***** RECORDED DATA *****
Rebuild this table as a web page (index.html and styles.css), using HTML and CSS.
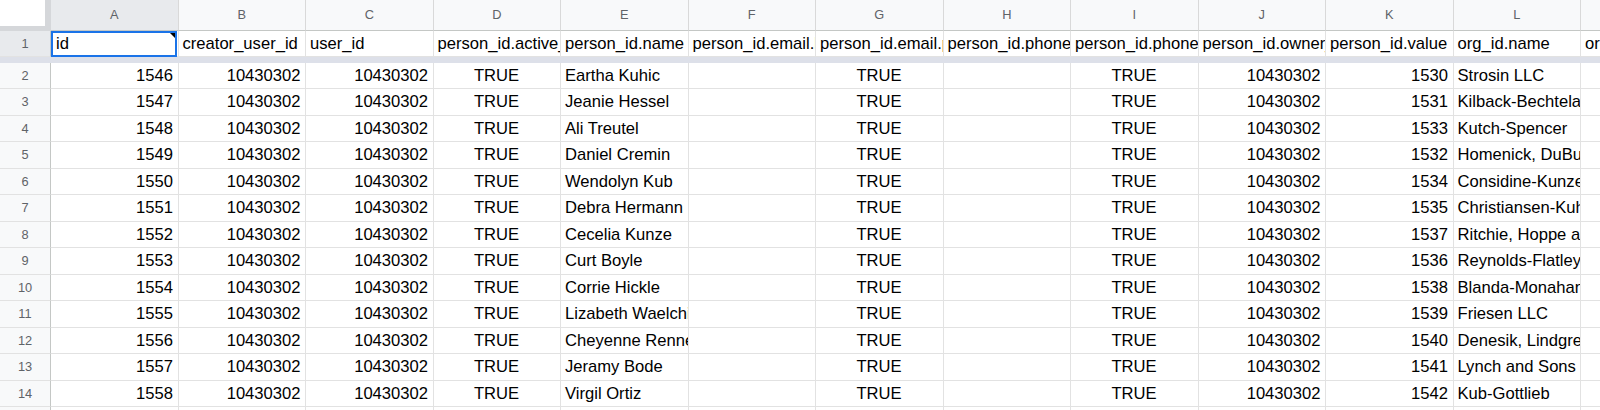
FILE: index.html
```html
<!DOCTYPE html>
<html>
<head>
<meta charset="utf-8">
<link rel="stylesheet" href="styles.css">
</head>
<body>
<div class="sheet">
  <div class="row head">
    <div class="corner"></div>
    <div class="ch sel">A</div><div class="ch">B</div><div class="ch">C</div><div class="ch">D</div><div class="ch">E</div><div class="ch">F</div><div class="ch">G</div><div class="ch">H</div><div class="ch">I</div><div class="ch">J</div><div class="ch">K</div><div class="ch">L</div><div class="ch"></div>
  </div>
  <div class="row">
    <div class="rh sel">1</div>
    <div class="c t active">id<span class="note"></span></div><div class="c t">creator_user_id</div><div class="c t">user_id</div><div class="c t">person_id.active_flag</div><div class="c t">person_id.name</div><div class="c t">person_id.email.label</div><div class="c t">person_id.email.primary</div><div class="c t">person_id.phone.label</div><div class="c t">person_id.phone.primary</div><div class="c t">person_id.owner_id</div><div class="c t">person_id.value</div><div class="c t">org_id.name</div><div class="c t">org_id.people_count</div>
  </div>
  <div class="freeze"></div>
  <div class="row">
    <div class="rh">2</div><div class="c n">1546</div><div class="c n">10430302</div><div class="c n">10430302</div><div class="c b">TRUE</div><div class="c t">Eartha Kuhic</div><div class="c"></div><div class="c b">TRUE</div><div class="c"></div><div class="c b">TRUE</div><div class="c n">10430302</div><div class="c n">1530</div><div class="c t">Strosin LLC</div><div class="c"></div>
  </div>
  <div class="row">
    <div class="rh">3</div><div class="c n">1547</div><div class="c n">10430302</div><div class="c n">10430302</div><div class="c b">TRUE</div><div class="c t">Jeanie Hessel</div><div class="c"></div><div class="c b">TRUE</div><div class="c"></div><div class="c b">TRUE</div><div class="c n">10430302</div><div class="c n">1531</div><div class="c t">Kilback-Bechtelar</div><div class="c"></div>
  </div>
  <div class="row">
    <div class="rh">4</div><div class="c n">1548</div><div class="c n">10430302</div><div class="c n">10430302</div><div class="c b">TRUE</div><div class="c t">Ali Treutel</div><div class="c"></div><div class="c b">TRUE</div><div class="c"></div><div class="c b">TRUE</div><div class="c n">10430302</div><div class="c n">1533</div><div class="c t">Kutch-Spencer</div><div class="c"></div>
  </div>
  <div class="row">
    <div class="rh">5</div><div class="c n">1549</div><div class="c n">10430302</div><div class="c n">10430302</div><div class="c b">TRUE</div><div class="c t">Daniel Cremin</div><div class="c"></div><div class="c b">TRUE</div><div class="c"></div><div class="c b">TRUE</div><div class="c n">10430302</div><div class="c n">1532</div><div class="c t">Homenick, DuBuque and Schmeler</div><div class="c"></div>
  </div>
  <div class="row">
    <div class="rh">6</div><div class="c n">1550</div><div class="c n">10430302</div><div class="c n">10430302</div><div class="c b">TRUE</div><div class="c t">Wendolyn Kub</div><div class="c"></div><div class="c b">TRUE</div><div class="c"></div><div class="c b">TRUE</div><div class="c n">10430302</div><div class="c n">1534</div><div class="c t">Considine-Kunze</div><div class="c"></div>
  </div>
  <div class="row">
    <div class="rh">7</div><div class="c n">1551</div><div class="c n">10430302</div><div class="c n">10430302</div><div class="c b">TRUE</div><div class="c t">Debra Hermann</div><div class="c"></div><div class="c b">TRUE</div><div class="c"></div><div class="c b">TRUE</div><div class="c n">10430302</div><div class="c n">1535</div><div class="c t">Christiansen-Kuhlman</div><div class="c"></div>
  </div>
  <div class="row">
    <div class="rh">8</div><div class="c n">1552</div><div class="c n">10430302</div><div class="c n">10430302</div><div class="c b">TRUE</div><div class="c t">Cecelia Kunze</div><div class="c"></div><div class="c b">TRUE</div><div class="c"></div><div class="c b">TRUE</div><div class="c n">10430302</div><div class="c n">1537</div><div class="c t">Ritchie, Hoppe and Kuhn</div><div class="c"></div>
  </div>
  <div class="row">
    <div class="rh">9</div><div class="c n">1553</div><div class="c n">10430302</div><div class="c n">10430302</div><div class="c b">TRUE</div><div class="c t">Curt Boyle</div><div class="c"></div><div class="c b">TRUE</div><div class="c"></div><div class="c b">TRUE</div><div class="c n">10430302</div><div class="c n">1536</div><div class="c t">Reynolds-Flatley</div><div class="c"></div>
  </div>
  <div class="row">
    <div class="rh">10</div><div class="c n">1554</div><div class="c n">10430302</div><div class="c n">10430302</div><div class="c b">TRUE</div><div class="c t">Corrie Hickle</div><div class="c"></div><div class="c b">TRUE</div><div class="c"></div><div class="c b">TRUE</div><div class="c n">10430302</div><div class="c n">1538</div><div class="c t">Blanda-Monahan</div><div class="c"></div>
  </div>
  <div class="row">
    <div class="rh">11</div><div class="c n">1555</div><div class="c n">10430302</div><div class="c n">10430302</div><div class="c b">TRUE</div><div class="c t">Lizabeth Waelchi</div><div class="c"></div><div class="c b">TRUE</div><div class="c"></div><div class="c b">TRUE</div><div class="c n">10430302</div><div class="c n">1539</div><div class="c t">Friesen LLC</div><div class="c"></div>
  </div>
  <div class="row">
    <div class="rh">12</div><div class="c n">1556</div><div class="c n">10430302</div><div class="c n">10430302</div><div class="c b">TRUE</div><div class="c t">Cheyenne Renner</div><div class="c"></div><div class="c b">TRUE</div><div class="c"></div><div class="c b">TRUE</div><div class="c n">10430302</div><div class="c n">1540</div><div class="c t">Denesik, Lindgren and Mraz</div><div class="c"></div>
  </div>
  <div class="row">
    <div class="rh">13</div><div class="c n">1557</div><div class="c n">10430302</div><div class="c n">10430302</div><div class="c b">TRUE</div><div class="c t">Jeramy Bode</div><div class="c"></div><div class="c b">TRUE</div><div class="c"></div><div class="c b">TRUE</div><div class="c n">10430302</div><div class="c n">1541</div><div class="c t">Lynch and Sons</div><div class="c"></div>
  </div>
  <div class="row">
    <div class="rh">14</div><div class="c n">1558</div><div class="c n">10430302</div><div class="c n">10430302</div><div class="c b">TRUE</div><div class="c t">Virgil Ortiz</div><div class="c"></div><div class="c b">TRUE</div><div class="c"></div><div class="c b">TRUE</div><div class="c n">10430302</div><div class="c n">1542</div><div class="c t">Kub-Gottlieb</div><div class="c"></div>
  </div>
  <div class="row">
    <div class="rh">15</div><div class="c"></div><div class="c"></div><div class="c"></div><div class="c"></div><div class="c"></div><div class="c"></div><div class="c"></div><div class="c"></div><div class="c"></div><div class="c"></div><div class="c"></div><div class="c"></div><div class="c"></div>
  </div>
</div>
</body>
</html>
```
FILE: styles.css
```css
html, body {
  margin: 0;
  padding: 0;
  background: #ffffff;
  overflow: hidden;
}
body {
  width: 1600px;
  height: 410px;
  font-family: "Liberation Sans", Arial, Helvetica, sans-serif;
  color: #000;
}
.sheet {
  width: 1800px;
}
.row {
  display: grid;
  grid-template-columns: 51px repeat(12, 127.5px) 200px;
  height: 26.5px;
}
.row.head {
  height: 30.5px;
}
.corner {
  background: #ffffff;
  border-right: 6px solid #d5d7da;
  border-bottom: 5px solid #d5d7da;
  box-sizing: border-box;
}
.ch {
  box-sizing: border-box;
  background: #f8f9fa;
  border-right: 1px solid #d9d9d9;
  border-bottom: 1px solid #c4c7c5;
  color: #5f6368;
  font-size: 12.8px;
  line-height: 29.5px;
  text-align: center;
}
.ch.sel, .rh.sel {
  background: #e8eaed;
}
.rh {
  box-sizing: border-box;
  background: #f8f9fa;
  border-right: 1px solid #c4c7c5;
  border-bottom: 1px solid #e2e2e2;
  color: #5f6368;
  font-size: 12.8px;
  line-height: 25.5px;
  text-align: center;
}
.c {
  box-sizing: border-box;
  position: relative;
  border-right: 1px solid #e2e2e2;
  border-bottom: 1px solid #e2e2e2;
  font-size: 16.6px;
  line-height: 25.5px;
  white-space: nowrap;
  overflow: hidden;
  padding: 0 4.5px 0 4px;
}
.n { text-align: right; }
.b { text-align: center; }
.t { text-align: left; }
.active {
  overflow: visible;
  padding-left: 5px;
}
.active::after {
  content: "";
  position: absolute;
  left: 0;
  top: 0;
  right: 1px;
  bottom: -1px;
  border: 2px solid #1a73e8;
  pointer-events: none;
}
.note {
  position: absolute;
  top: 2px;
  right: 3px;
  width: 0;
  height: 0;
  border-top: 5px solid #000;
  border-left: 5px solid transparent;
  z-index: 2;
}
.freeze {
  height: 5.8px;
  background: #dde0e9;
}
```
*****
GOAL: Copy out each line that contains the word "index".

THE REPLY:
Rebuild this table as a web page (index.html and styles.css), using HTML and CSS.
FILE: index.html
  z-index: 2;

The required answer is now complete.